======== Data shown ========

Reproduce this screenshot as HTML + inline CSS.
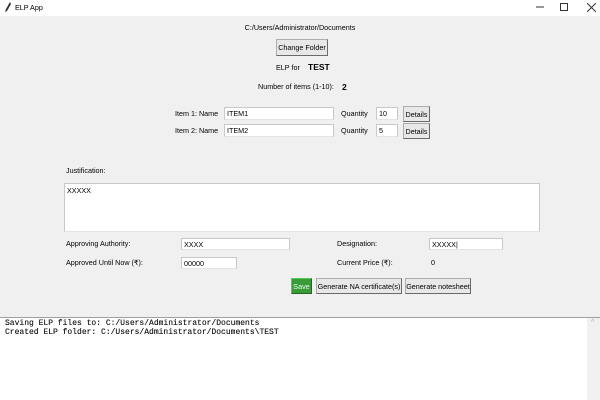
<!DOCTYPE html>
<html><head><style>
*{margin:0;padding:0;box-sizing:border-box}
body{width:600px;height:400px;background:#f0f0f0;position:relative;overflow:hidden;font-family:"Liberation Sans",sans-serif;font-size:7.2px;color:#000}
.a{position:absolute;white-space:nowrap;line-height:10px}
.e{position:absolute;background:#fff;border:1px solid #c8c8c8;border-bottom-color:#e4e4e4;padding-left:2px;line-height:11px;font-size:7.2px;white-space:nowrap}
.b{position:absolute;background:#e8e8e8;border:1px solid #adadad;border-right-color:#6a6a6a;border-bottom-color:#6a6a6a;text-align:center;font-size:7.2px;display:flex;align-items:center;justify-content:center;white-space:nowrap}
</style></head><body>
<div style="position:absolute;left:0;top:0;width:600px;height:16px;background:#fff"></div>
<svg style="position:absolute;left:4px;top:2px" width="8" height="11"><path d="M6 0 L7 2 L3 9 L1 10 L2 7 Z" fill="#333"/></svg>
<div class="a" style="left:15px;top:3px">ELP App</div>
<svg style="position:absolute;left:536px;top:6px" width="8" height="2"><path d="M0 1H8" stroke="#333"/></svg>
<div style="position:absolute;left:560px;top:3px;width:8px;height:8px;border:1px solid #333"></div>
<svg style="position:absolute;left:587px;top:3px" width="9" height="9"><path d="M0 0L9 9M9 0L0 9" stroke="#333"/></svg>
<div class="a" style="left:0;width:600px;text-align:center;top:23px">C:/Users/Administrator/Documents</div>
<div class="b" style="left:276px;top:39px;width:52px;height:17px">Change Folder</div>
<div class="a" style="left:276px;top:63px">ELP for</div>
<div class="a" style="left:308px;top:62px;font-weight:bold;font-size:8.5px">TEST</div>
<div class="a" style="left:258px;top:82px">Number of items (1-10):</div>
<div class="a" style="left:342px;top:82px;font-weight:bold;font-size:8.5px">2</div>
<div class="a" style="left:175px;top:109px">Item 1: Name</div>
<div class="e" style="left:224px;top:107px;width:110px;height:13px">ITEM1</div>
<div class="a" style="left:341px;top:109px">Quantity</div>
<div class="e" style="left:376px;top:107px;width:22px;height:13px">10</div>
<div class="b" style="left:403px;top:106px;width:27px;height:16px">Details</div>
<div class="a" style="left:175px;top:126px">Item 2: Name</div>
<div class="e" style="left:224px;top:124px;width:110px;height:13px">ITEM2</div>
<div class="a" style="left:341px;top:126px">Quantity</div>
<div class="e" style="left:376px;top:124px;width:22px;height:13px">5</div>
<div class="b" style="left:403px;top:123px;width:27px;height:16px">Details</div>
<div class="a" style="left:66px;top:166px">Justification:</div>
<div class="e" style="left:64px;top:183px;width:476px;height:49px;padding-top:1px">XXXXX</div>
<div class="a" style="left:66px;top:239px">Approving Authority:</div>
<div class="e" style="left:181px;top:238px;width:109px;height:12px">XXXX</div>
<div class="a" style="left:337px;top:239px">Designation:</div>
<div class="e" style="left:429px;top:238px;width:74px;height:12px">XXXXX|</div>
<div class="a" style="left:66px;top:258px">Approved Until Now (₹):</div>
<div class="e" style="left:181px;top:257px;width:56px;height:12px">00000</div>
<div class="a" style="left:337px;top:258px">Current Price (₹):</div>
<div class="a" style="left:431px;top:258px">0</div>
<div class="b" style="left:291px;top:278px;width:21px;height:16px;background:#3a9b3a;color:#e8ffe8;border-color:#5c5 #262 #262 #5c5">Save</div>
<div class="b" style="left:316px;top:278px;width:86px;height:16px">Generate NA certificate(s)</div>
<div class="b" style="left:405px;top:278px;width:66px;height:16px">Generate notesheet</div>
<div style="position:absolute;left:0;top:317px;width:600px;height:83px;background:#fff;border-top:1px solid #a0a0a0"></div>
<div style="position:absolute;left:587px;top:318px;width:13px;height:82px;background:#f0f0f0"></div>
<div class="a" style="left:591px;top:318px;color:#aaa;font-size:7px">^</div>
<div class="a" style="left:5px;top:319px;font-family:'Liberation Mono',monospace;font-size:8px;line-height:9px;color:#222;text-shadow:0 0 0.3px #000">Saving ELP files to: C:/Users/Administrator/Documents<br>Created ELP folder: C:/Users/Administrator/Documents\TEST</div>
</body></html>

========

### Exercise
Quote everything in the listing above exactly; pictures are the only thing to omit.

### Result
Reproduce this screenshot as HTML + inline CSS.
<!DOCTYPE html>
<html><head><style>
*{margin:0;padding:0;box-sizing:border-box}
body{width:600px;height:400px;background:#f0f0f0;position:relative;overflow:hidden;font-family:"Liberation Sans",sans-serif;font-size:7.2px;color:#000}
.a{position:absolute;white-space:nowrap;line-height:10px}
.e{position:absolute;background:#fff;border:1px solid #c8c8c8;border-bottom-color:#e4e4e4;padding-left:2px;line-height:11px;font-size:7.2px;white-space:nowrap}
.b{position:absolute;background:#e8e8e8;border:1px solid #adadad;border-right-color:#6a6a6a;border-bottom-color:#6a6a6a;text-align:center;font-size:7.2px;display:flex;align-items:center;justify-content:center;white-space:nowrap}
</style></head><body>
<div style="position:absolute;left:0;top:0;width:600px;height:16px;background:#fff"></div>
<svg style="position:absolute;left:4px;top:2px" width="8" height="11"><path d="M6 0 L7 2 L3 9 L1 10 L2 7 Z" fill="#333"/></svg>
<div class="a" style="left:15px;top:3px">ELP App</div>
<svg style="position:absolute;left:536px;top:6px" width="8" height="2"><path d="M0 1H8" stroke="#333"/></svg>
<div style="position:absolute;left:560px;top:3px;width:8px;height:8px;border:1px solid #333"></div>
<svg style="position:absolute;left:587px;top:3px" width="9" height="9"><path d="M0 0L9 9M9 0L0 9" stroke="#333"/></svg>
<div class="a" style="left:0;width:600px;text-align:center;top:23px">C:/Users/Administrator/Documents</div>
<div class="b" style="left:276px;top:39px;width:52px;height:17px">Change Folder</div>
<div class="a" style="left:276px;top:63px">ELP for</div>
<div class="a" style="left:308px;top:62px;font-weight:bold;font-size:8.5px">TEST</div>
<div class="a" style="left:258px;top:82px">Number of items (1-10):</div>
<div class="a" style="left:342px;top:82px;font-weight:bold;font-size:8.5px">2</div>
<div class="a" style="left:175px;top:109px">Item 1: Name</div>
<div class="e" style="left:224px;top:107px;width:110px;height:13px">ITEM1</div>
<div class="a" style="left:341px;top:109px">Quantity</div>
<div class="e" style="left:376px;top:107px;width:22px;height:13px">10</div>
<div class="b" style="left:403px;top:106px;width:27px;height:16px">Details</div>
<div class="a" style="left:175px;top:126px">Item 2: Name</div>
<div class="e" style="left:224px;top:124px;width:110px;height:13px">ITEM2</div>
<div class="a" style="left:341px;top:126px">Quantity</div>
<div class="e" style="left:376px;top:124px;width:22px;height:13px">5</div>
<div class="b" style="left:403px;top:123px;width:27px;height:16px">Details</div>
<div class="a" style="left:66px;top:166px">Justification:</div>
<div class="e" style="left:64px;top:183px;width:476px;height:49px;padding-top:1px">XXXXX</div>
<div class="a" style="left:66px;top:239px">Approving Authority:</div>
<div class="e" style="left:181px;top:238px;width:109px;height:12px">XXXX</div>
<div class="a" style="left:337px;top:239px">Designation:</div>
<div class="e" style="left:429px;top:238px;width:74px;height:12px">XXXXX|</div>
<div class="a" style="left:66px;top:258px">Approved Until Now (₹):</div>
<div class="e" style="left:181px;top:257px;width:56px;height:12px">00000</div>
<div class="a" style="left:337px;top:258px">Current Price (₹):</div>
<div class="a" style="left:431px;top:258px">0</div>
<div class="b" style="left:291px;top:278px;width:21px;height:16px;background:#3a9b3a;color:#e8ffe8;border-color:#5c5 #262 #262 #5c5">Save</div>
<div class="b" style="left:316px;top:278px;width:86px;height:16px">Generate NA certificate(s)</div>
<div class="b" style="left:405px;top:278px;width:66px;height:16px">Generate notesheet</div>
<div style="position:absolute;left:0;top:317px;width:600px;height:83px;background:#fff;border-top:1px solid #a0a0a0"></div>
<div style="position:absolute;left:587px;top:318px;width:13px;height:82px;background:#f0f0f0"></div>
<div class="a" style="left:591px;top:318px;color:#aaa;font-size:7px">^</div>
<div class="a" style="left:5px;top:319px;font-family:'Liberation Mono',monospace;font-size:8px;line-height:9px;color:#222;text-shadow:0 0 0.3px #000">Saving ELP files to: C:/Users/Administrator/Documents<br>Created ELP folder: C:/Users/Administrator/Documents\TEST</div>
</body></html>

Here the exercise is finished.